- [What you will do]:
How many lines in the records below hold the string "React"? Please answer with the number and nothing more.
— begin Data to use —
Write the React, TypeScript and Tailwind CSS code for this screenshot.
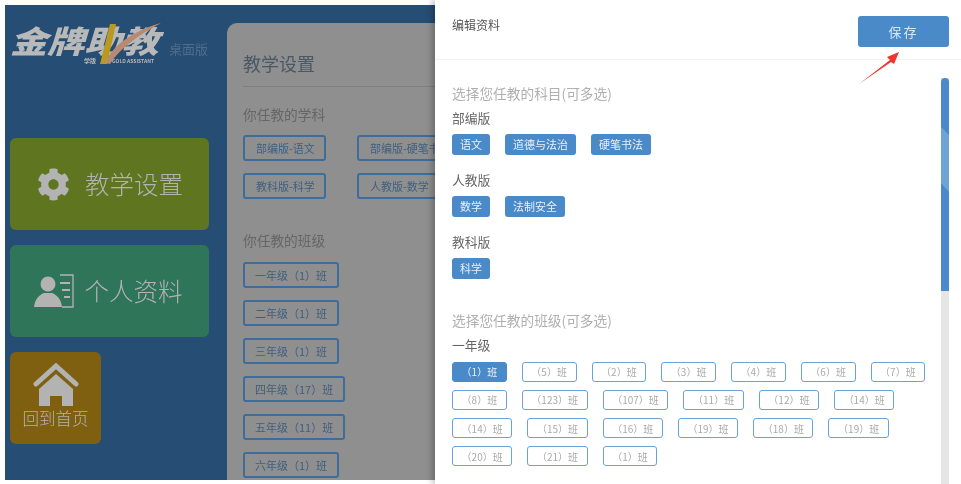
— end Data to use —
— begin Data to use —
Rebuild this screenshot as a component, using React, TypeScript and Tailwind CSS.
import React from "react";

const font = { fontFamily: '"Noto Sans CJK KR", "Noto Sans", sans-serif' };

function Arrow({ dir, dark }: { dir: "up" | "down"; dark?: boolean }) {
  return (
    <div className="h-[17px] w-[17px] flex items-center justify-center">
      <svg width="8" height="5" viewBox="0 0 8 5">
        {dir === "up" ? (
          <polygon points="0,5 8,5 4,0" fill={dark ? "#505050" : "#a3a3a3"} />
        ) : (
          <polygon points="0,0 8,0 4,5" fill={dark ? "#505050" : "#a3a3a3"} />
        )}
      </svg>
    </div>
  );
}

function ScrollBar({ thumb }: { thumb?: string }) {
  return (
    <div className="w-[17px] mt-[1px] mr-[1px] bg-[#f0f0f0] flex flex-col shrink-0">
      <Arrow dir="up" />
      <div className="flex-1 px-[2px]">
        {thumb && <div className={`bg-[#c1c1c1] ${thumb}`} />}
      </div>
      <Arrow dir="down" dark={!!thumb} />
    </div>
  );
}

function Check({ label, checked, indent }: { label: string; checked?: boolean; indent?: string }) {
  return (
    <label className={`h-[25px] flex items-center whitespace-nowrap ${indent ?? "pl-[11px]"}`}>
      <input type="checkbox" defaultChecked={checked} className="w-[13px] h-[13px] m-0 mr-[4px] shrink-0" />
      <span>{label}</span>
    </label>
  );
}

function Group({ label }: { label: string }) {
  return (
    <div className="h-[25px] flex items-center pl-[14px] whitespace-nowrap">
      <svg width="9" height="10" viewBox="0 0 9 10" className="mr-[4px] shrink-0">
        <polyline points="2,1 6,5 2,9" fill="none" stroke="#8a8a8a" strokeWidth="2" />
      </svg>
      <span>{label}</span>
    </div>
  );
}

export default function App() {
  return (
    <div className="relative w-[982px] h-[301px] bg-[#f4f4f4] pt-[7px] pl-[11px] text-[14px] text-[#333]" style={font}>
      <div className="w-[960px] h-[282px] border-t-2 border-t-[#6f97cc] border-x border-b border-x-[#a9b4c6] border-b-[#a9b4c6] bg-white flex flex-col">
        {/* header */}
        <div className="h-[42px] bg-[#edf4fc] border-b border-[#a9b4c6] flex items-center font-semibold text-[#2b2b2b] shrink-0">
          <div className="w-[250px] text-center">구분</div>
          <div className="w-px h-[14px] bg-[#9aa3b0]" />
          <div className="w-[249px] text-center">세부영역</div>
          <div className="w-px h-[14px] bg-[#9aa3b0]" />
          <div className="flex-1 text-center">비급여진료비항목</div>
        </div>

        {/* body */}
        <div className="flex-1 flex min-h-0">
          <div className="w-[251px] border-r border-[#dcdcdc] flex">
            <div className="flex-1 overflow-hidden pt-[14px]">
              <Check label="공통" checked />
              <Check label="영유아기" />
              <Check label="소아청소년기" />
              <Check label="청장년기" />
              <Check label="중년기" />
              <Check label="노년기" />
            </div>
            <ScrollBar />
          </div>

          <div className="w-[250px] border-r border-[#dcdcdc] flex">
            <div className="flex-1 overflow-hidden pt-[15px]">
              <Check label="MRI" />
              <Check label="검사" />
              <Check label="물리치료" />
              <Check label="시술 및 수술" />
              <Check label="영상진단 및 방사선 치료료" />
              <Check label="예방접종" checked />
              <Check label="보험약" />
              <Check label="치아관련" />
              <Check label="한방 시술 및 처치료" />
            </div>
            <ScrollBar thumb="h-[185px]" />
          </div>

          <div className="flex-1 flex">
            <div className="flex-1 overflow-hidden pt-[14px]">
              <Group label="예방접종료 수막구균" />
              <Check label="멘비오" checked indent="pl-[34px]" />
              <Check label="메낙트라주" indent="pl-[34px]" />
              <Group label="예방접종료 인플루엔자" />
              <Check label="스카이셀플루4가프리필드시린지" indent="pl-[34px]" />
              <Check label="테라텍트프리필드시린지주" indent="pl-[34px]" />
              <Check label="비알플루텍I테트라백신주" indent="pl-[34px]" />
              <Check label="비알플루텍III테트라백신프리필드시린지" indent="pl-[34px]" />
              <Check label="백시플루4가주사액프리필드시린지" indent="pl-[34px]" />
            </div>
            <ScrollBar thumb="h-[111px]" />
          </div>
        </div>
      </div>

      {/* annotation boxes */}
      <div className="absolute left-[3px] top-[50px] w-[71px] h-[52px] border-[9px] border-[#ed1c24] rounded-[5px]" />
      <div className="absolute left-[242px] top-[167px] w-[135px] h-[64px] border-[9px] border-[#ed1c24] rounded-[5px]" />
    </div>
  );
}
— end Data to use —
- [Exercise output]:
3